───── Data excerpt ─────
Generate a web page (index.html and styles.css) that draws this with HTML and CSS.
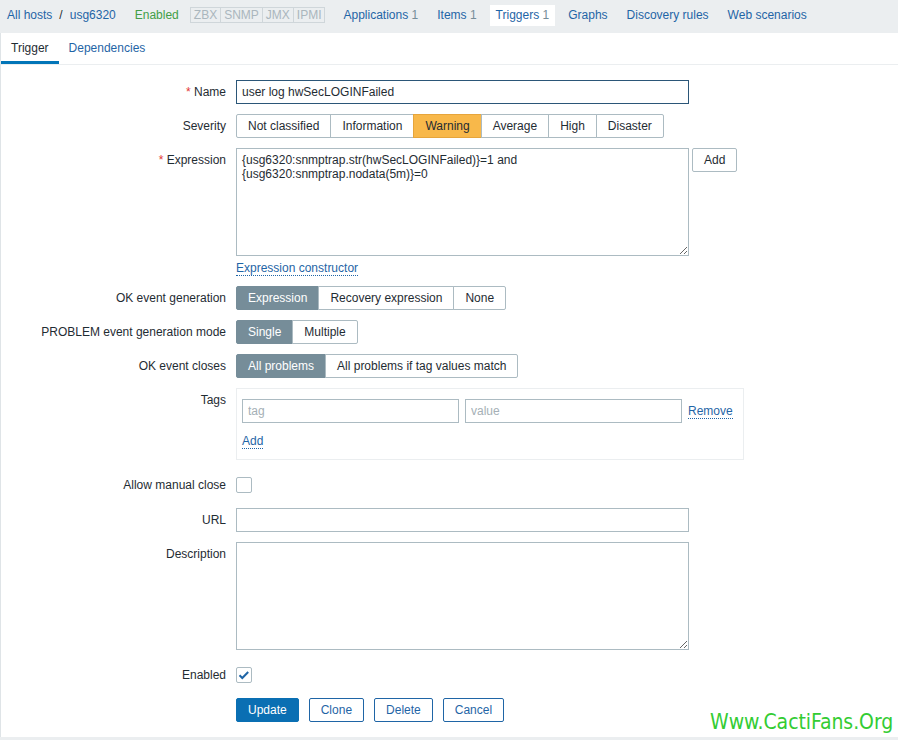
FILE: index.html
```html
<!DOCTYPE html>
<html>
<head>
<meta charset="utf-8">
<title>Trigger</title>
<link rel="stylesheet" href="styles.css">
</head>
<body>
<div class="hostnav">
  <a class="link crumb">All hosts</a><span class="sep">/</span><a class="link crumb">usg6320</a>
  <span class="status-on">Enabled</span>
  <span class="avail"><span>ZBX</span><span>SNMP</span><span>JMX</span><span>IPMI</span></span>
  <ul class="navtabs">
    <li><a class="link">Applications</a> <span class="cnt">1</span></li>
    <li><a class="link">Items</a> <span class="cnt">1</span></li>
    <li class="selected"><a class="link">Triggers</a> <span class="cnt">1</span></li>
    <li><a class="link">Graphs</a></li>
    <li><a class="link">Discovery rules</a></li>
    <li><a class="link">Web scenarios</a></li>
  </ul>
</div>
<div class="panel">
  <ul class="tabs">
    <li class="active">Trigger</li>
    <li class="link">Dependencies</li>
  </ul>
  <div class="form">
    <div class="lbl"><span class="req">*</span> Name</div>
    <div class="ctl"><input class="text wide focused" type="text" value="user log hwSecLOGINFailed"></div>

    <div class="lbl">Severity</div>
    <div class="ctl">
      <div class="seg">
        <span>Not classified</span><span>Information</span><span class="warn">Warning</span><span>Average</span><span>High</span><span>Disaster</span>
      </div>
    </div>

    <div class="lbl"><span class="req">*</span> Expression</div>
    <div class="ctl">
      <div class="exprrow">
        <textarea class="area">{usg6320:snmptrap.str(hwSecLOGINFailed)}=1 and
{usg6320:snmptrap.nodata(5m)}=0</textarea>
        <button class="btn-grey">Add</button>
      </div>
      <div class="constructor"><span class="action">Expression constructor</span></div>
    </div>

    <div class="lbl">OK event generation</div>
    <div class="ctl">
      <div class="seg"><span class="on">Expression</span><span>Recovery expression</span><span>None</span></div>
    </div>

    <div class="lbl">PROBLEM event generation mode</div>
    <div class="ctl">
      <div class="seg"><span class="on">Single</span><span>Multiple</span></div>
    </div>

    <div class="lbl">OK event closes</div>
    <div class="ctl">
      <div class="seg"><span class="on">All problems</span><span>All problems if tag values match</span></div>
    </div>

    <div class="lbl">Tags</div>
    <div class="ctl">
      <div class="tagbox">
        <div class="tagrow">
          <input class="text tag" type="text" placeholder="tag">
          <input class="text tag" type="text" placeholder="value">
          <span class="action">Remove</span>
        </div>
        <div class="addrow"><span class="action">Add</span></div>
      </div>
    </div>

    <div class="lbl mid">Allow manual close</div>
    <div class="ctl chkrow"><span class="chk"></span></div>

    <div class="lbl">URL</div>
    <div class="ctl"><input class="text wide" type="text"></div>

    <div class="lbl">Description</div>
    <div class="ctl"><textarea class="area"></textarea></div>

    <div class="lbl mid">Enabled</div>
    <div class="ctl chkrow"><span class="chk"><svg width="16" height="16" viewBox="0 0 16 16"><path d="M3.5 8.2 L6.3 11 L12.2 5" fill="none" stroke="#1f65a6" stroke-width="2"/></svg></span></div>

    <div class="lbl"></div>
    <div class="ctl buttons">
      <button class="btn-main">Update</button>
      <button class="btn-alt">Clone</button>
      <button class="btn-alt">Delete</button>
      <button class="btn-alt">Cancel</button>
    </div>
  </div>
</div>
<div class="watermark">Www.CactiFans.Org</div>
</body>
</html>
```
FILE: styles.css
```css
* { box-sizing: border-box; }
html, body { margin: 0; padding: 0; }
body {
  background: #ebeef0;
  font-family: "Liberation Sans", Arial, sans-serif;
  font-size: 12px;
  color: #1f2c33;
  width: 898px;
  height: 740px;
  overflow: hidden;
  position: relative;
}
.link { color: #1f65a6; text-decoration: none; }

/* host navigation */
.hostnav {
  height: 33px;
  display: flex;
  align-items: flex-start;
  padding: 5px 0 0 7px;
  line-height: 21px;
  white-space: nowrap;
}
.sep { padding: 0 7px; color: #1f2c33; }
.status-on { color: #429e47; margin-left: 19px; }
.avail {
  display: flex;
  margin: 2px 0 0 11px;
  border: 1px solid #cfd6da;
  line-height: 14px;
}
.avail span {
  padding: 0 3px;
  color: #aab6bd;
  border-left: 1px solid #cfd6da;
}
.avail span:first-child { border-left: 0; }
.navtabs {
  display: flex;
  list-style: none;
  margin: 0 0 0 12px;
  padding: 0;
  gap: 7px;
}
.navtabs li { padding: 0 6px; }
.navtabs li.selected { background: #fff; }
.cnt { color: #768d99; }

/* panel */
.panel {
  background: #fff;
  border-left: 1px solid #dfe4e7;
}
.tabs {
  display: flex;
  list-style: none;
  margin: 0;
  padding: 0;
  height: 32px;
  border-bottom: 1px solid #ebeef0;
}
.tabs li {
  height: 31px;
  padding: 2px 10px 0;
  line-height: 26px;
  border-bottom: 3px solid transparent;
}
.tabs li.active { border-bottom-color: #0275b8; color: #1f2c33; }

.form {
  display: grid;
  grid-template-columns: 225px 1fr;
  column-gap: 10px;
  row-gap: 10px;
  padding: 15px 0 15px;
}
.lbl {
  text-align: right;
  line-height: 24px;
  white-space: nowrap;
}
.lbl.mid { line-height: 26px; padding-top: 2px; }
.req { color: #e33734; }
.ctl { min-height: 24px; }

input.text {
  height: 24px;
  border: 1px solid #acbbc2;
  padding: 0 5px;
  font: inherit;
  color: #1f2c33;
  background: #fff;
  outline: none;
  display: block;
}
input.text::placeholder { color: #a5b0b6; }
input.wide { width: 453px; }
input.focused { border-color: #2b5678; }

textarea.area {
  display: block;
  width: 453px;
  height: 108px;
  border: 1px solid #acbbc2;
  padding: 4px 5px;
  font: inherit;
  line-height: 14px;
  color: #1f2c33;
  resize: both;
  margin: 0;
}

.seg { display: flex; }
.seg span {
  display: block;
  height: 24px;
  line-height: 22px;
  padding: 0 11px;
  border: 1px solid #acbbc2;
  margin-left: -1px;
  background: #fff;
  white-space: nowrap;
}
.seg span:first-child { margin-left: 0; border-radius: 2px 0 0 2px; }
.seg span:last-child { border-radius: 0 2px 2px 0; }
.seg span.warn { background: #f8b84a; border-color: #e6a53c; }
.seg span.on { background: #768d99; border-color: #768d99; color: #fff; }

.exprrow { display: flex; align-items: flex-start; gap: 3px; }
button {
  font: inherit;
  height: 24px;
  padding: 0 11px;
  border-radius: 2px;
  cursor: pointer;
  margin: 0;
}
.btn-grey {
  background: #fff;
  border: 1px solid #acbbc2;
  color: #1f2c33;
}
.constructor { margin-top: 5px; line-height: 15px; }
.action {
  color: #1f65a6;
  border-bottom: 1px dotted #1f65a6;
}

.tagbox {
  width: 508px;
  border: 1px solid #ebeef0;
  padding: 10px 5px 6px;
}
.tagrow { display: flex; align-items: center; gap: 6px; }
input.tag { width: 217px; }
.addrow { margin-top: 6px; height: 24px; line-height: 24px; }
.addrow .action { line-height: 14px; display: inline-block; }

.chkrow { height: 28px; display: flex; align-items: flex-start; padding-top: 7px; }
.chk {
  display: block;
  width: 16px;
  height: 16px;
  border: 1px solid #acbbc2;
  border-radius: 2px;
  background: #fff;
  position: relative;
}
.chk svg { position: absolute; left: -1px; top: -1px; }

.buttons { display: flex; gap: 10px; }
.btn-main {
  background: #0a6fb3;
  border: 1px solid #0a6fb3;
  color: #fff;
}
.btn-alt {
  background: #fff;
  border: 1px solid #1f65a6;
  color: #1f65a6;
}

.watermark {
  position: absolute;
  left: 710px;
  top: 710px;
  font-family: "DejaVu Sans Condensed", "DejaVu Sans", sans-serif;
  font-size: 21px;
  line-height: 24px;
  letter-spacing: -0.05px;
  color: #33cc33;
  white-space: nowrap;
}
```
─────
== Set task ==
Only a number is wanted: how many lines contain "styles"?

== The response ==
3